Effect of particle shape and initial orientation on the kinematics and runout behavior of rockfalls

Rockfalls are frequent geodisasters, characterized by gravity driven downslope movement of a solid mass of rock. The kinematics of rocks is heavily dependent on their shape, which leads to a competition between sliding, bouncing, and rolling, and thus to a large variation in runout distances. Numerical studies using simplified round particles cannot fully reproduce the complex motion resulting from the interaction with the terrain, while more realistic models so far had most of their application limited to case studies, thus systematic investigations into block shape are largely missing. In this study, we systematically investigate the effect of rock shape and initial orientation on the course and runout of rockfall events by means of a two-dimensional polygonal discrete element simulation with soft contacts.
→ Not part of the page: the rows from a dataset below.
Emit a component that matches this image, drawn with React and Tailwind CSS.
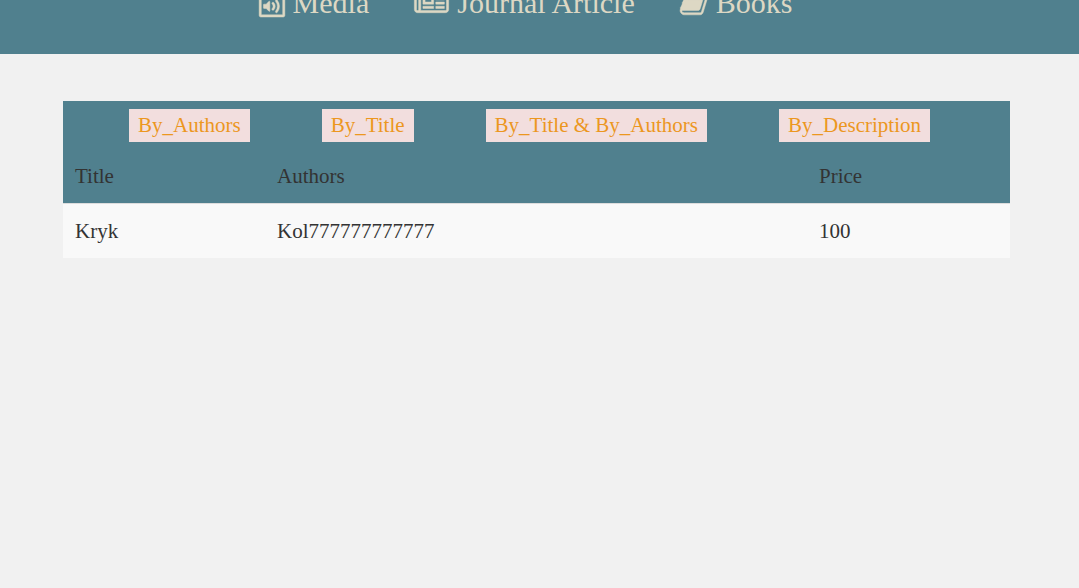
const navItems = [
  {
    label: "Media",
    viewBox: "0 0 1536 1792",
    size: "w-[26px]",
    path: "M1468 380q28 28 48 76t20 88v1152q0 40-28 68t-68 28H96q-40 0-68-28t-28-68V96q0-40 28-68T96 0h896q40 0 88 20t76 48zm-444-244v376h376q-10-29-22-41l-313-313q-12-12-41-22zm384 1528V640H992q-40 0-68-28t-28-68V128H128v1536h1280zM620 850q20 8 20 30v544q0 22-20 30-8 2-12 2-12 0-23-9l-166-167H288q-14 0-23-9t-9-23v-192q0-14 9-23t23-9h131l166-167q16-15 35-7zm417 689q31 0 50-24 129-159 129-363t-129-363q-16-21-43-24t-47 14q-21 17-23.500 43.500T988 870q100 123 100 282t-100 282q-17 21-14.500 47.500T997 1524q18 15 40 15zm-211-148q27 0 47-20 87-93 87-219t-87-219q-18-19-45-20t-46 17-20 44.500 18 46.500q52 57 52 131t-52 131q-19 20-18 46.500t20 44.500q20 17 44 17z",
  },
  {
    label: "Journal Article",
    viewBox: "0 0 2048 1792",
    size: "w-[35px]",
    path: "M1024 512H640v384h384V512zm128 640v128H512v-128h640zm0-768v640H512V384h640zm640 768v128h-512v-128h512zm0-256v128h-512V896h512zm0-256v128h-512V640h512zm0-256v128h-512V384h512zM256 1344V384H128v960q0 26 19 45t45 19 45-19 19-45zm1664 0V256H384v1088q0 33-11 64h1483q26 0 45-19t19-45zm128-1216v1216q0 80-56 136t-136 56H192q-80 0-136-56T0 1344V256h256V128h1792z",
  },
  {
    label: "Books",
    viewBox: "0 0 1664 1792",
    size: "w-[28px]",
    path: "M1639 478q40 57 18 129l-275 906q-19 64-76.500 107.500T1183 1664H260q-77 0-148.500-53.500T12 1479q-24-67-2-127 0-4 3-27t4-37q1-8-3-21.500t-3-19.500q2-11 8-21t16.500-23.500T52 1179q23-38 45-91.500t30-91.500q3-10 .5-30t-.5-28q3-11 17-28t17-23q21-36 42-92t25-90q1-9-2.500-32t.5-28q4-13 22-30.500t22-22.500q19-26 42.500-84.500T340 411q1-8-3-25.500t-2-26.500q2-8 9-18t18-23 17-21q8-12 16.500-30.500t15-35 16-36 19.500-32 26.500-23.500 36-11.500T556 134l-1 3q38-9 51-9h761q74 0 114 56t18 130l-274 906q-36 119-71.500 153.500T1025 1408H156q-27 0-38 15-11 16-1 43 24 70 144 70h923q29 0 56-15.500t35-41.500l300-987q7-22 5-57 38 15 59 43zm-1064 2q-4 13 2 22.500t20 9.500h608q13 0 25.500-9.500T1247 480l21-64q4-13-2-22.500t-20-9.500H638q-13 0-25.500 9.500T596 416zm-83 256q-4 13 2 22.500t20 9.500h608q13 0 25.500-9.500T1164 736l21-64q4-13-2-22.500t-20-9.500H555q-13 0-25.500 9.500T513 672z",
  },
];

const searches = ["By_Authors", "By_Title", "By_Title & By_Authors", "By_Description"];

export default function App() {
  return (
    <div className="min-h-screen bg-[#f1f1f1] font-['Liberation_Serif',serif] text-[#333]">
      <nav className="flex h-[54px] items-start justify-center gap-[45px] overflow-hidden bg-[#50808e] pr-7 text-3xl leading-10 text-[#ddd8c4]">
        {navItems.map(({ label, viewBox, size, path }) => (
          <a key={label} href="#" className="-mt-[17px] flex items-start gap-2 whitespace-nowrap leading-10">
            <svg
              viewBox={viewBox}
              className={`mt-1 h-[30px] shrink-0 overflow-visible ${size}`}
              fill="currentColor"
              stroke="currentColor"
              strokeWidth="28"
              aria-hidden="true"
            >
              <path d={path} />
            </svg>
            {label}
          </a>
        ))}
      </nav>
      <main className="pt-[47px] pr-[69px] pl-[63px] text-[21px] leading-[30px]">
        <div className="flex flex-wrap gap-x-[72px] gap-y-2 bg-[#50808e] pt-2 pb-[7px] pl-[66px]">
          {searches.map((label) => (
            <button key={label} type="button" className="h-[33px] bg-[#f2dede] px-[9px] pb-0.5 text-[#ec971f]">
              {label}
            </button>
          ))}
        </div>
        <table className="w-full table-fixed text-left">
          <thead className="bg-[#50808e]">
            <tr>
              <th className="w-[202px] p-3 font-normal">Title</th>
              <th className="p-3 font-normal">Authors</th>
              <th className="w-[203px] p-3 font-normal">Price</th>
            </tr>
          </thead>
          <tbody className="bg-[#f9f9f9]">
            <tr className="border-t border-[#ddd]">
              <td className="p-3">Kryk</td>
              <td className="p-3">Kol777777777777</td>
              <td className="p-3">100</td>
            </tr>
          </tbody>
        </table>
      </main>
    </div>
  );
}
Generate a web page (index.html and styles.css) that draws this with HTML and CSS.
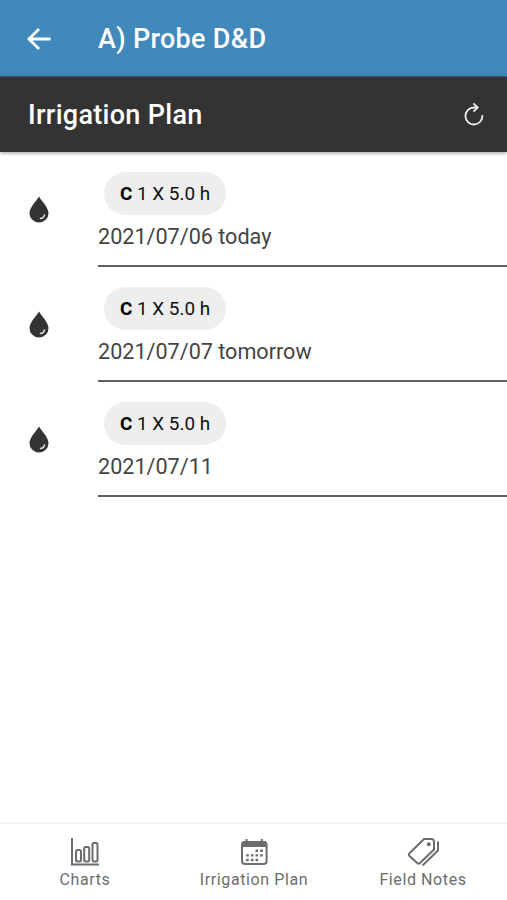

We analyze the runout behaviour and first impact on the ground for six different block geometries and 91 different initial orientations for each geometry. The obtained results quantify the effect of particle angularity and elongation and show that the kinematic and dynamic observables of rockfall events can not be expressed as an explicit function of the initial orientation but have to be treated in a statistical way. We find that the expectation values and standard deviations for the maximum runout distance and the normal restitution coefficient show a clear shape dependence and saturate with increasing particle roundness, while for the impact angle and tangential restitution coefficient, we notice stronger differences with respect to particle elongation.